Recensione: LA FIGLIA DEI RICORDI di Sarah McCoy

Titolo: La figlia dei ricordi
Autore: Sarah McCoy
Editore: Nord
Pagine: 350
Anno di pubblicazione: 2013
Prezzo copertina: 22,00 €


Recensione a cura di Beatrice Pagan

Passato e presente si intrecciano spesso in modo inaspettato seguendo percorsi che a volte, guardando indietro, sembrano costruiti ad hoc per portarci nella destinazione in cui finalmente riscopriamo noi stessi e raggiungiamo la serenità tanto desiderata, compiendo gesti che hanno conseguenze, piccole e grandi, su chi ci circonda e l'intera società.
La scrittrice Sarah McCoy ha saputo ricreare in parole questo mistero, che supera confini di spazio e tempo, con grande bravura e delicatezza, trattando temi sociali e importanti con una spiccata sensibilità.

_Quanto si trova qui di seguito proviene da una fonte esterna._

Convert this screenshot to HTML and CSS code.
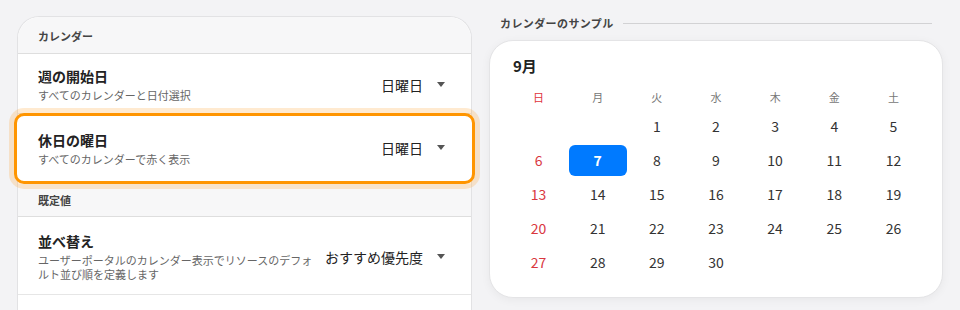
FILE: index.html
```html
<!doctype html>
<html>
<head>
	<meta charset=utf-8>
	<link rel="stylesheet" href="styles.css">
</head>
<body>

<div class=page>

	<div class=settings>
		<div class=section>カレンダー</div>

		<div class=row>
			<div class=text>
				<div class=title>週の開始日</div>
				<div class=sub>すべてのカレンダーと日付選択</div>
			</div>
			<div class=value>日曜日<span class=caret></span></div>
		</div>

		<div class="row focus">
			<div class=text>
				<div class=title>休日の曜日</div>
				<div class=sub>すべてのカレンダーで赤く表示</div>
			</div>
			<div class=value>日曜日<span class=caret></span></div>
		</div>

		<div class=section>既定値</div>

		<div class="row tall">
			<div class=text>
				<div class=title>並べ替え</div>
				<div class=sub>ユーザーポータルのカレンダー表示でリソースのデフォルト並び順を定義します</div>
			</div>
			<div class=value>おすすめ優先度<span class=caret></span></div>
		</div>
	</div>

	<div class=preview>
		<div class=label><span>カレンダーのサンプル</span><div class=rule></div></div>

		<div class=calendar>
			<div class=month>9月</div>
			<div class=grid id=grid>
				<div class="wd sun">日</div>
				<div class=wd>月</div>
				<div class=wd>火</div>
				<div class=wd>水</div>
				<div class=wd>木</div>
				<div class=wd>金</div>
				<div class=wd>土</div>
			</div>
		</div>
	</div>

</div>

<script>
	var grid = document.getElementById("grid");
	var first = 2; // 1st falls on Tuesday
	for (var i = 0; i < first + 30; i++) {
		var d = document.createElement("div");
		var n = i - first + 1;
		d.className = "day";
		if (n > 0) {
			d.innerHTML = "<span>" + n + "</span>";
			if (i % 7 == 0) d.className += " sun";
			if (n == 7) d.className += " today";
		}
		grid.appendChild(d);
	}
</script>

</body>
</html>
```

FILE: styles.css
```css
html, body { margin: 0; padding: 0; height: 100%; overflow: hidden; }
body { background: #f3f3f5; font-family: "Noto Sans CJK JP", "Noto Sans", sans-serif; color: #222; }
* { box-sizing: border-box; }

.page { display: flex; gap: 17px; padding: 16px 17px 0; }

.settings { width: 455px; height: 294px; background: #fff; border: 1px solid #e2e2e4; border-bottom: 0; border-radius: 22px 22px 0 0; }
.section { background: #f7f7f8; font-size: 11px; font-weight: bold; color: #444; padding: 0 20px; height: 37px; line-height: 38px; border-bottom: 1px solid #dedede; border-radius: 22px 22px 0 0; }
.row { display: flex; align-items: center; padding: 0 26px 0 20px; height: 60px; border-bottom: 1px solid #e6e6e6; background: #fff; }
.row.focus { position: relative; margin: -1px -4px 0; padding: 0 27px 2px 21px; height: 71px; border: 3px solid #ff9500; border-radius: 10px; box-shadow: 0 0 0 5px rgba(255, 160, 40, 0.22); }
.row.focus .value { padding-top: 0; }
.row.focus + .section { border-radius: 0; height: 33px; line-height: 33px; }
.row.tall { height: 78px; }
.text { flex: 1; min-width: 0; padding-right: 12px; }
.title { font-size: 14px; font-weight: bold; line-height: 20px; color: #222; }
.sub { font-size: 11px; line-height: 14px; color: #666; margin-top: 2px; max-width: 278px; }
.value { display: flex; align-items: center; font-size: 14px; color: #222; white-space: nowrap; padding-top: 2px; }
.caret { display: inline-block; margin-left: 14px; width: 0; height: 0; border-left: 4px solid transparent; border-right: 4px solid transparent; border-top: 5px solid #555; }

.preview { width: 454px; }
.label { display: flex; align-items: center; padding: 0 11px; height: 14px; margin-bottom: 10px; font-size: 11px; font-weight: bold; color: #444; letter-spacing: 0.4px; }
.rule { flex: 1; height: 1px; background: #d2d2d4; margin-left: 9px; }

.calendar { background: #fff; border: 1px solid #e4e4e6; border-radius: 24px; box-shadow: 0 2px 10px rgba(0, 0, 0, 0.05); padding: 15px 19px 18px; }
.month { font-size: 15px; font-weight: bold; line-height: 20px; padding-left: 4px; margin-bottom: 9px; color: #222; }
.grid { display: grid; grid-template-columns: repeat(7, 1fr); grid-template-rows: 24px; grid-auto-rows: 34px; }
.wd { font-size: 11px; color: #777; text-align: center; line-height: 24px; }
.wd.sun { color: #e0333a; }
.day { display: flex; align-items: center; justify-content: center; font-size: 14px; color: #333; }
.day span { display: flex; align-items: center; justify-content: center; width: 58px; height: 31px; border-radius: 6px; }
.day.sun { color: #d9373f; }
.day.today span { background: #007aff; color: #fff; font-weight: bold; }
```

La figlia dei ricordi ha come protagoniste due donne, fragili e forti allo stesso tempo, che si incontrano in una panetteria, dove i prodotti appena sfornati profumano di amori complicati, ricordi e speranze in un futuro migliore.
Reba Adams è una giornalista freelance che si è trasferita a El Paso, in Texas, per sfuggire a un passato segnato dai problemi psicologici del padre reduce di guerra, allontanandosi persino dalla sorella maggiore. In quella terra di confine Reba ha anche trovato l'amore dopo aver conosciuto Riki, un poliziotto che si occupa di immigrazione clandestina.

Un incarico apparentemente semplice la porta nella panetteria dell'anziana Elsie Meriwether, che tramanda con passione le tradizioni della sua città di origine, Garmisch, alla figlia Jane. Nel 1944 Elsie era ancora un'adolescente, divisa tra il lavoro nel forno di famiglia e le attenzioni di Josef, un ufficiale della Schutzstaffel che si è innamorato di lei. Una vecchia foto di una festa di Natale testimonia questo capitolo precedente della vita di Elsie in cui la guerra era alle porte di casa, la sorella stava sperimentando in prima persona le conseguenze tragiche dell'ideologia nazista; salvare un bambino ebreo innocente poteva condannare un'intera famiglia e bisognava scavare dentro di sé per trovare la forza d'animo di rimanere aggrappati alla speranza di un futuro migliore.

Sarah McCoy ha saputo ritrarre con tagliente efficacia una delle pagine più buie della storia senza, però, dimenticare che il confine tra bene e male non è mai netto e dai contorni precisi, ma sfumato e insidioso. Tutti i personaggi protagonisti del romanzo sono, inoltre, posti di fronte a scelte importanti, di quelle che fanno emergere le ansie più profonde e paure che si credeva ormai superate. Lo stile scorrevole e la struttura che alterna passato e presente, equilibrandosi tra le diverse voci di questo ritratto collettivo rendono il libro una lettura appassionante.

L'autrice è molto brava nel mostrare le zone d'ombra di tutti i personaggi e la loro difficoltà nel doversi confrontare con le direttive di una società in cui, forse, non si riconoscono più. La sensazione dominante nell'assistere agli sviluppi tra le pagine è quella di calore e sembra quasi di sentire il profumo delle deliziose ricette della famiglia Meriwether sprigionarsi dalle parole, anche nei momenti più cruenti. Elsie e Reba diventano quindi un esempio di come si può soffrire, sbagliare, perdonare e trovare ogni volta la forza di ricominciare a ricostruire la propria vita passo dopo passo, con la pazienza e la delicatezza necessaria anche a creare un alimento semplice, ma così essenziale, come il pane.

La figlia dei ricordi, a suo modo, è una storia sincera e, proprio questo suo aspetto, la rende così vera e coinvolgente. L'idea di riportare le ricette per poterle provare nell'intimità della propria casa e condividerne i risultati con le persone amate e gli amici è, inoltre, una scelta vincente che permetterà di superare, in modo originale, la linea che divide realtà e finzione.

L'AUTRICE
Figlia di un ufficiale dell’esercito americano, Sarah McCoy ha trascorso l’infanzia in Germania ed è tornata negli Stati Uniti, in Virginia, quando aveva tredici anni. Adesso vive a El Paso, in Texas, dove insegna letteratura inglese all’università.